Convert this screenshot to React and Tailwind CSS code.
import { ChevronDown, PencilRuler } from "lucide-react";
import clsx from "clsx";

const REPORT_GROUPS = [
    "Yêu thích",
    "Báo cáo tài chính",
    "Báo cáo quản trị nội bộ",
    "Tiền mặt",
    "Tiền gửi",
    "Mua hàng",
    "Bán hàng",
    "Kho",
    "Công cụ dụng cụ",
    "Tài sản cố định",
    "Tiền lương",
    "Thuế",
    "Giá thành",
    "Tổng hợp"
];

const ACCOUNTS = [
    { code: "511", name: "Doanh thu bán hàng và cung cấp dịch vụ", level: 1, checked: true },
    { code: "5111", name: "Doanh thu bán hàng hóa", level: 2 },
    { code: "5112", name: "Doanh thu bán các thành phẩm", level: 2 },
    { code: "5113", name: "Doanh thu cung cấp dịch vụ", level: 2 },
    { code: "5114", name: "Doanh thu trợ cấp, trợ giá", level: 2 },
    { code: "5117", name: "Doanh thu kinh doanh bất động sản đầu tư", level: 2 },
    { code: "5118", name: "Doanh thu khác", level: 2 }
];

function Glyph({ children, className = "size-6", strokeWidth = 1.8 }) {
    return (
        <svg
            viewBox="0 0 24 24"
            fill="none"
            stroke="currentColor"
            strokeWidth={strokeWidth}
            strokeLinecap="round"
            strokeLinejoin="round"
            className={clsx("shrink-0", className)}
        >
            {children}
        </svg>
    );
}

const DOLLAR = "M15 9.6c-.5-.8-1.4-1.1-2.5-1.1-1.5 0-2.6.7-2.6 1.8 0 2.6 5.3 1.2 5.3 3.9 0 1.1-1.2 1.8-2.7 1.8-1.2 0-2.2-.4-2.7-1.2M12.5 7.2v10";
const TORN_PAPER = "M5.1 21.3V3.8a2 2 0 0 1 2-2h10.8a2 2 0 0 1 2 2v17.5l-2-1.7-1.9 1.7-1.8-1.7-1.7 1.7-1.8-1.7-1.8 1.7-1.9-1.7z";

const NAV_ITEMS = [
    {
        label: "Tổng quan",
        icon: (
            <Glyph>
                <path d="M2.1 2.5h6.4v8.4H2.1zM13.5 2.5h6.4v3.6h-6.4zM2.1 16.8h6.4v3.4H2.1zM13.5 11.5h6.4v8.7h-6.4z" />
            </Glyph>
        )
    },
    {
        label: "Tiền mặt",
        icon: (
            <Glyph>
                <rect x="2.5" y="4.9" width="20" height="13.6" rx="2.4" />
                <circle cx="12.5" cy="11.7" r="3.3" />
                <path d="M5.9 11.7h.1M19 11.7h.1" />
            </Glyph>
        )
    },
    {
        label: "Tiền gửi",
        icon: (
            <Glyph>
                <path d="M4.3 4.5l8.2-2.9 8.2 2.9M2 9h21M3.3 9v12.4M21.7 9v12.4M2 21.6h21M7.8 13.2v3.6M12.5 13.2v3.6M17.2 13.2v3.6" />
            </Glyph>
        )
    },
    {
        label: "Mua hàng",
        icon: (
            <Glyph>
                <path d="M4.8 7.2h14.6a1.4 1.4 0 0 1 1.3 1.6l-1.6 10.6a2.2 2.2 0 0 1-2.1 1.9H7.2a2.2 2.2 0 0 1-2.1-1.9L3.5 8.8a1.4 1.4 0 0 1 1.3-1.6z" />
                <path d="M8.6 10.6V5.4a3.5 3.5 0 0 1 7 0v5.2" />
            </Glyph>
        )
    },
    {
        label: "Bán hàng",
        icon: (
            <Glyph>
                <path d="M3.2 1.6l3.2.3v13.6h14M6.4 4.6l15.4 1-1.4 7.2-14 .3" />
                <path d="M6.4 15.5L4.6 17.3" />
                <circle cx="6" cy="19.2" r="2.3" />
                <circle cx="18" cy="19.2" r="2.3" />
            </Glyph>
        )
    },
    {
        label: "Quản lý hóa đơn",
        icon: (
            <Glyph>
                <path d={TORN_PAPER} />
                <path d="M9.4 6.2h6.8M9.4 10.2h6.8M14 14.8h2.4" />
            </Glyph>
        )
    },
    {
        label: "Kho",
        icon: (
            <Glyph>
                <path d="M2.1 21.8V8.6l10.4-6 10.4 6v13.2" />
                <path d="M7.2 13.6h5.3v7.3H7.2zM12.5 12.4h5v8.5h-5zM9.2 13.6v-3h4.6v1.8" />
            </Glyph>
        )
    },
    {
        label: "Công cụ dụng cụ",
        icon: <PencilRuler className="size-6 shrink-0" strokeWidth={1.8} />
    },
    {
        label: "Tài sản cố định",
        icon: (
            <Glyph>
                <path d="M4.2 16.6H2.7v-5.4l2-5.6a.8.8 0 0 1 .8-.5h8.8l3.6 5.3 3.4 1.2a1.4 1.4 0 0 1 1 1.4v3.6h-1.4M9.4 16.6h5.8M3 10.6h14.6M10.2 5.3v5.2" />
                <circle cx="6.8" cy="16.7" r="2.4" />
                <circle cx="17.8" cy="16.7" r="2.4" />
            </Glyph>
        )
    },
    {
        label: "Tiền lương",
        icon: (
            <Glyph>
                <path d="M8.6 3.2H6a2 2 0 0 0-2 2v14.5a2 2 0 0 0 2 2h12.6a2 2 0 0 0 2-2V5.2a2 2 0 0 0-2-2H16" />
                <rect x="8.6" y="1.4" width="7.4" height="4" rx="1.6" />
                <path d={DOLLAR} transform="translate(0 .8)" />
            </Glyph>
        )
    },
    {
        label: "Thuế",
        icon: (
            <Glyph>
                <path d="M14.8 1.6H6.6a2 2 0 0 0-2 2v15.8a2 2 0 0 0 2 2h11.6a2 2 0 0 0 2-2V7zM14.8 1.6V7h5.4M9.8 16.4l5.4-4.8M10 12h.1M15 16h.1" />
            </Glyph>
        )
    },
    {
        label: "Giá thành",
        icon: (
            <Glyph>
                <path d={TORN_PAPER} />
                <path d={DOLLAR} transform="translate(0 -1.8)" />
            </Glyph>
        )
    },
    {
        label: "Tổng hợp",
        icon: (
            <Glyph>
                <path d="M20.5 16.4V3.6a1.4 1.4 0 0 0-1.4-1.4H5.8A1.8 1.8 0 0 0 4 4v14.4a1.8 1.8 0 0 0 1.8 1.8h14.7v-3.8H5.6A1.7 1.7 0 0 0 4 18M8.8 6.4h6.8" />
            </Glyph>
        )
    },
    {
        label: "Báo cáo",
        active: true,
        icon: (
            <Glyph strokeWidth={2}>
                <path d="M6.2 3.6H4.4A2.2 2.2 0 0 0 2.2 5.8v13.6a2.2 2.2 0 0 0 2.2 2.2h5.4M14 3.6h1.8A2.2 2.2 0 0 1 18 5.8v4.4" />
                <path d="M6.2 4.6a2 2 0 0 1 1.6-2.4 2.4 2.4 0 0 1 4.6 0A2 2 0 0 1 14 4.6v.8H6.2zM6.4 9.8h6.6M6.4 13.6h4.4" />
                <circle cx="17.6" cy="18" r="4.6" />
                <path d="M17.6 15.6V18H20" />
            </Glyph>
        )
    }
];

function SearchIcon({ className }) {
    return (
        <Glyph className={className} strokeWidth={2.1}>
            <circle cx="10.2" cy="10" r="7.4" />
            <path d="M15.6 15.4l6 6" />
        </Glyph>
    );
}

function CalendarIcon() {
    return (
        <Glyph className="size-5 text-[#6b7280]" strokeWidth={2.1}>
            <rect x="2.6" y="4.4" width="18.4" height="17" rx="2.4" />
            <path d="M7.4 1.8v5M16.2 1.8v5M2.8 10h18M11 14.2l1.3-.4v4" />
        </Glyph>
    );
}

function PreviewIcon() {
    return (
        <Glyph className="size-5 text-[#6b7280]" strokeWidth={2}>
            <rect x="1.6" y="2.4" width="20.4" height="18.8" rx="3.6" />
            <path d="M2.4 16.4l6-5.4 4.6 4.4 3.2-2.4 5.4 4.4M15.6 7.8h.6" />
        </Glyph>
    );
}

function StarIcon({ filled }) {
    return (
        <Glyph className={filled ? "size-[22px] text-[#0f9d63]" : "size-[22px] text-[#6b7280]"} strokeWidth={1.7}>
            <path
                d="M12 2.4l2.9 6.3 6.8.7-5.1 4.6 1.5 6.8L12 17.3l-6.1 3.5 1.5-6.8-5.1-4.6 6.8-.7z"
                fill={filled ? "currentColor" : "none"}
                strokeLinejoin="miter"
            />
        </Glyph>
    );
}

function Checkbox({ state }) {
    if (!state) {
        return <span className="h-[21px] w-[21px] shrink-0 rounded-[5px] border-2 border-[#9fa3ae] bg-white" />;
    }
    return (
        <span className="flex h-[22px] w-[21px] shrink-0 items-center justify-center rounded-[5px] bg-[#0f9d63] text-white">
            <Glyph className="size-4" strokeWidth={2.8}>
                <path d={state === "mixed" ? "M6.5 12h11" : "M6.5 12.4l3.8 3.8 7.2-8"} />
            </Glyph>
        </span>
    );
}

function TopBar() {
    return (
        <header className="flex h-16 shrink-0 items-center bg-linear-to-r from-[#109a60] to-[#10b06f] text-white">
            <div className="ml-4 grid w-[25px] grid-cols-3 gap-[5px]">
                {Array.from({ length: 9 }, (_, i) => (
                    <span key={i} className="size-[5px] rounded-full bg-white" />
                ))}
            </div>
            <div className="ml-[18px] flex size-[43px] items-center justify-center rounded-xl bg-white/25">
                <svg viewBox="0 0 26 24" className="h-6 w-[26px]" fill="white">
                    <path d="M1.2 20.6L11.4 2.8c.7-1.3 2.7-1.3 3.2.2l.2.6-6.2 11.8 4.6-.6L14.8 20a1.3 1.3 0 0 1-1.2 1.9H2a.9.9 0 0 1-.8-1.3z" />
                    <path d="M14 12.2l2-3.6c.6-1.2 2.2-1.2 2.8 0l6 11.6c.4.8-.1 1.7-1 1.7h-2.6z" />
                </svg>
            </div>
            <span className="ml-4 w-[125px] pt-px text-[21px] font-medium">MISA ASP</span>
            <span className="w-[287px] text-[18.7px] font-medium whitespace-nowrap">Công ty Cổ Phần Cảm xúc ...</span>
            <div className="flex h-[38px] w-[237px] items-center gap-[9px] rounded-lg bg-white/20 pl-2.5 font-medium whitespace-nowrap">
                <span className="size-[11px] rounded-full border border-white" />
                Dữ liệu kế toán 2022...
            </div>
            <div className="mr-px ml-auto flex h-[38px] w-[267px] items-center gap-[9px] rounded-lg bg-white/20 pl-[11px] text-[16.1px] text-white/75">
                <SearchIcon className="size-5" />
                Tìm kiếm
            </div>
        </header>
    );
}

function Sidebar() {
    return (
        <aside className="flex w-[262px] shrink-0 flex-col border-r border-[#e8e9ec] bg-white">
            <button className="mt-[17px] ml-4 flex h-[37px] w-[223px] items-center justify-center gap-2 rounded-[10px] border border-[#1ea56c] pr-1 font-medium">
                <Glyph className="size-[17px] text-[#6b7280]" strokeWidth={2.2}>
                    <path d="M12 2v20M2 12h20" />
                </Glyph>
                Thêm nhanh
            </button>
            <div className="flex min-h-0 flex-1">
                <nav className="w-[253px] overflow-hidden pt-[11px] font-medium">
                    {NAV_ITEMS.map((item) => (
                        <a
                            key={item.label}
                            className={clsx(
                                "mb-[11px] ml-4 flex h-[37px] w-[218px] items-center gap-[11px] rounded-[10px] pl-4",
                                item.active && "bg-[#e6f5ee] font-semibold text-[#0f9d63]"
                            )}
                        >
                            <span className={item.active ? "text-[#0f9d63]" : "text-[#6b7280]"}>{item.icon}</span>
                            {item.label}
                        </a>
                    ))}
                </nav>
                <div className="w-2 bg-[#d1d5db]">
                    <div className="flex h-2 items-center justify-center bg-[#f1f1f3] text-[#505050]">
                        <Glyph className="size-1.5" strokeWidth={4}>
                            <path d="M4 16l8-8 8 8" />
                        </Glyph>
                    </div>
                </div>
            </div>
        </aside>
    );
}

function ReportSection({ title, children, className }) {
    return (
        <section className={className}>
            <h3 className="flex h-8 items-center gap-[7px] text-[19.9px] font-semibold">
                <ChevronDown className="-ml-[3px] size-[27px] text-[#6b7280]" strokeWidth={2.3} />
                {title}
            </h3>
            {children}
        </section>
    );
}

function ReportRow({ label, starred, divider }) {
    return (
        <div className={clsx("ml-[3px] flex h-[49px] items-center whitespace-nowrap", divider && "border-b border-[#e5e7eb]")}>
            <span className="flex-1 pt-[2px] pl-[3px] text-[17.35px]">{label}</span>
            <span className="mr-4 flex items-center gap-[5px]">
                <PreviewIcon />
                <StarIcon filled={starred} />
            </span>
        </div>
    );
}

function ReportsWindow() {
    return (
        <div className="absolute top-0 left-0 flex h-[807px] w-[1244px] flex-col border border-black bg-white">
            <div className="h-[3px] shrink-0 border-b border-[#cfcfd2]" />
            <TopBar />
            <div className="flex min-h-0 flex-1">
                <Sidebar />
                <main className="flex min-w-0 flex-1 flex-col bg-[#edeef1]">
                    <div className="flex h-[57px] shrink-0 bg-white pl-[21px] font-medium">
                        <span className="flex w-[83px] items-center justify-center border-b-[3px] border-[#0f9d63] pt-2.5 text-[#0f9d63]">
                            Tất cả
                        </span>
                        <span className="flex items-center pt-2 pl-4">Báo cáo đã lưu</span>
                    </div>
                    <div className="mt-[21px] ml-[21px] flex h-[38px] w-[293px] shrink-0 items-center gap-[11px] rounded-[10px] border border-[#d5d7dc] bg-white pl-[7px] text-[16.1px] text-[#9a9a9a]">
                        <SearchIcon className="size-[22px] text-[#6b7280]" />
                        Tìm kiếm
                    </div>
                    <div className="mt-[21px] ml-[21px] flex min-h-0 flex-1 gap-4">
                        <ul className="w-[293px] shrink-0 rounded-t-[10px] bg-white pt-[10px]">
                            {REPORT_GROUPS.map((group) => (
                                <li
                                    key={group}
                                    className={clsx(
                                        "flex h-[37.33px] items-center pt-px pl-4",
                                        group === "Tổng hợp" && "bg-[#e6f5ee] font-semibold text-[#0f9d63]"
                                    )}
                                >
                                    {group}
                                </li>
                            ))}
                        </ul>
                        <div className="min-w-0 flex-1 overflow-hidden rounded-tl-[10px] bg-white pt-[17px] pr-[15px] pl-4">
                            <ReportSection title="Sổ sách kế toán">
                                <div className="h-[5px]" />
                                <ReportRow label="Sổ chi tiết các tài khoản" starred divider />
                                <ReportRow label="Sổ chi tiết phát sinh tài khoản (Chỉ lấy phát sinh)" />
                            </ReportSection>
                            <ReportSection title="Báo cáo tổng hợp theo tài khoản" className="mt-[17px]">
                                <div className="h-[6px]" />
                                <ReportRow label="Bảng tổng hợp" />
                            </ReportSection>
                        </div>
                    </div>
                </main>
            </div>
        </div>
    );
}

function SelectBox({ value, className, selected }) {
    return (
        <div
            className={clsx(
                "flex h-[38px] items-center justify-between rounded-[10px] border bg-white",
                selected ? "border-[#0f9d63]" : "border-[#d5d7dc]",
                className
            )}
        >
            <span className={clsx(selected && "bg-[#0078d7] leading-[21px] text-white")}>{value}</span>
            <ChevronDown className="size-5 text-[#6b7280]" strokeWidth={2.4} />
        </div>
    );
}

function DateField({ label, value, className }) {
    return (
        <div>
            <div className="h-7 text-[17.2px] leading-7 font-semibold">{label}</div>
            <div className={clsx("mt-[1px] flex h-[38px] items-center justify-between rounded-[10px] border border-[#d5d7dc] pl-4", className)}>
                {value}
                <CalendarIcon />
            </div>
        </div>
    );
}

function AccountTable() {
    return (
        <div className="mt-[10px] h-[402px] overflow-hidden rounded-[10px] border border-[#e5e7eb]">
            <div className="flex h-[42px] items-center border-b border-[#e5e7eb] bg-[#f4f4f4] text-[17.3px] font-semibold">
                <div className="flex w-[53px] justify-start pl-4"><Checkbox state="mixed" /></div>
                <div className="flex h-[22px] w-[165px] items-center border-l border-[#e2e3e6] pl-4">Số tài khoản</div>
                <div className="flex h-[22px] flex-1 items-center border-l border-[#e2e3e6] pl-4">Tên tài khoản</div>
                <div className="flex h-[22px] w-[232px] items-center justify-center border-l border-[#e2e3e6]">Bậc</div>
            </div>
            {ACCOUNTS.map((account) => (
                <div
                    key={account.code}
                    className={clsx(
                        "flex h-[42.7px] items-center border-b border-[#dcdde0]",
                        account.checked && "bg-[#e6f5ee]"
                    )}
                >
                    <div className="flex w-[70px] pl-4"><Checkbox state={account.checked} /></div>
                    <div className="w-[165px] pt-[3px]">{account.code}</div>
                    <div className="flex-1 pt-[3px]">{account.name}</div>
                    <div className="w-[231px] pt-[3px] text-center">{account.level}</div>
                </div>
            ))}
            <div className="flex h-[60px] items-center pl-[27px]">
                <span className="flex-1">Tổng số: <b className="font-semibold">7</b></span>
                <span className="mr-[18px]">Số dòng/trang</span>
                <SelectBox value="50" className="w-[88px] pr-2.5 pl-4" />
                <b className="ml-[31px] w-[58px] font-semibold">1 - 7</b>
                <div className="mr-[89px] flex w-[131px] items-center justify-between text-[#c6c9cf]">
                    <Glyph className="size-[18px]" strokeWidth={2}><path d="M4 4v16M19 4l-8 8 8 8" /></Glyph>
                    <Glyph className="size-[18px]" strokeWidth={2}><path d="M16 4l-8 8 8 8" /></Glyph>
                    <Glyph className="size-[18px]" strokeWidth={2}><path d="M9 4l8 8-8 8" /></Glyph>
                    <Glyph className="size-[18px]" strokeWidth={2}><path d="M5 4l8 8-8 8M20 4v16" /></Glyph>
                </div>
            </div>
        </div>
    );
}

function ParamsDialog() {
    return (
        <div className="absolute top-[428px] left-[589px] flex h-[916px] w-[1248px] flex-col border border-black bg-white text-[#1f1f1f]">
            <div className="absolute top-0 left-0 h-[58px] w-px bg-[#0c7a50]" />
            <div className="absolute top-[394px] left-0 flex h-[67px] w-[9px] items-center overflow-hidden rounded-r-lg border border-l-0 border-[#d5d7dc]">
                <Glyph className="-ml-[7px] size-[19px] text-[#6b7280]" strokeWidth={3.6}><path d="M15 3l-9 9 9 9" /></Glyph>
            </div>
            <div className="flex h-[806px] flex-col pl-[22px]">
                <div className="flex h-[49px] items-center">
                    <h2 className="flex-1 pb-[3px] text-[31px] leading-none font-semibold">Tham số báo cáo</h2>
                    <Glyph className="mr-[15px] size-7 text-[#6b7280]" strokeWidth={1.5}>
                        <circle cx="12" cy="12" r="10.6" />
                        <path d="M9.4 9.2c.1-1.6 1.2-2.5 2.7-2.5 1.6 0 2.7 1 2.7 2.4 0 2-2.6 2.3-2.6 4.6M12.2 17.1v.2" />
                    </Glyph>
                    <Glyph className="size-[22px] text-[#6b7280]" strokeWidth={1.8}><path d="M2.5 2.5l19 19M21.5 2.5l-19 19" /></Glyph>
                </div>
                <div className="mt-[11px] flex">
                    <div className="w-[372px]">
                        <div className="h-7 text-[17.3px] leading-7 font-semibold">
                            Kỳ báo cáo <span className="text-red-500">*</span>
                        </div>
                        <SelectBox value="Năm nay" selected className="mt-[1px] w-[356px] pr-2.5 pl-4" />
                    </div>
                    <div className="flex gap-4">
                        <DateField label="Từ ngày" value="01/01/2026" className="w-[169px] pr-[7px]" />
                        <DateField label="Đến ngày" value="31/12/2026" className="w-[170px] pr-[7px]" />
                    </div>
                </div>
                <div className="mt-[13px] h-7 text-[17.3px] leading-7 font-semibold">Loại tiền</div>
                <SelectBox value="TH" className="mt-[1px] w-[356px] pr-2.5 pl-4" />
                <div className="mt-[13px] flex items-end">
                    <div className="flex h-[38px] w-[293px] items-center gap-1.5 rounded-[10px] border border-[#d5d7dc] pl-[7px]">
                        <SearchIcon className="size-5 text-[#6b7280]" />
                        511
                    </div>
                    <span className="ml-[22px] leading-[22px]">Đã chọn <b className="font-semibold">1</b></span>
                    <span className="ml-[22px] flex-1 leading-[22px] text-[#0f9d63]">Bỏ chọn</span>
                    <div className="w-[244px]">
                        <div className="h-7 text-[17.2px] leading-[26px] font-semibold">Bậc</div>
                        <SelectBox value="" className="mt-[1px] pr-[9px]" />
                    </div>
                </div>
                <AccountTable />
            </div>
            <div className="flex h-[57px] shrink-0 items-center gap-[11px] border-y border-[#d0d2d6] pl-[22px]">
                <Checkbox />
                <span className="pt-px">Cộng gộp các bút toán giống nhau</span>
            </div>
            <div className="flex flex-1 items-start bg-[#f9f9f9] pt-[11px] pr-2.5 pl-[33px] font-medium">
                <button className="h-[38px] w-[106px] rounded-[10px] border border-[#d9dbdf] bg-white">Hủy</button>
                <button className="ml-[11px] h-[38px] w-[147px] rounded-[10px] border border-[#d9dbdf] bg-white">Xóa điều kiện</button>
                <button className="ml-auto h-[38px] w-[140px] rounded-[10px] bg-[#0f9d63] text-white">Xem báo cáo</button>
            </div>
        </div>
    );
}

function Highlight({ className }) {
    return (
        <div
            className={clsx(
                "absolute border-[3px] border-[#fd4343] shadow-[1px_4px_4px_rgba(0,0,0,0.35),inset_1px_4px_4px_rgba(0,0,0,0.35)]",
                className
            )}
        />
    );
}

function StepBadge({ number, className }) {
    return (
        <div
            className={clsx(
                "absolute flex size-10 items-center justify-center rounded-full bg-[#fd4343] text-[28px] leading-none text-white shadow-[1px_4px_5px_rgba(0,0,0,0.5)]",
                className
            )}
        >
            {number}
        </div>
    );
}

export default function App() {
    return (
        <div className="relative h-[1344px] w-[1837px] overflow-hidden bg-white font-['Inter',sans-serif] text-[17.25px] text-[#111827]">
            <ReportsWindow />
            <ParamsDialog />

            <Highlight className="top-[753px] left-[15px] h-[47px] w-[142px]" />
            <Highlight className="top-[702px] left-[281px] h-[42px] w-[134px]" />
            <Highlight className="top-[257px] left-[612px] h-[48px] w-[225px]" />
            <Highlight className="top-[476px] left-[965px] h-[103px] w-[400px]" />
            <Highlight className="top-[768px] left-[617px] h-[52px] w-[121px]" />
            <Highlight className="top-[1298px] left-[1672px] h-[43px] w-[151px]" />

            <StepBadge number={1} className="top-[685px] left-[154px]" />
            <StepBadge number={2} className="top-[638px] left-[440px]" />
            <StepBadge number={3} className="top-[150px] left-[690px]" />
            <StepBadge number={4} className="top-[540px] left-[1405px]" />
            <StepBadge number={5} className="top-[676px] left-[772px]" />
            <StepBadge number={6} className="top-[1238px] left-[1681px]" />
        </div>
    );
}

***

Copy out the listing above, line by line and exactly, from its first line to the line holding "import clsx from", inclusive.

Convert this screenshot to React and Tailwind CSS code.
import { ChevronDown, PencilRuler } from "lucide-react";
import clsx from "clsx";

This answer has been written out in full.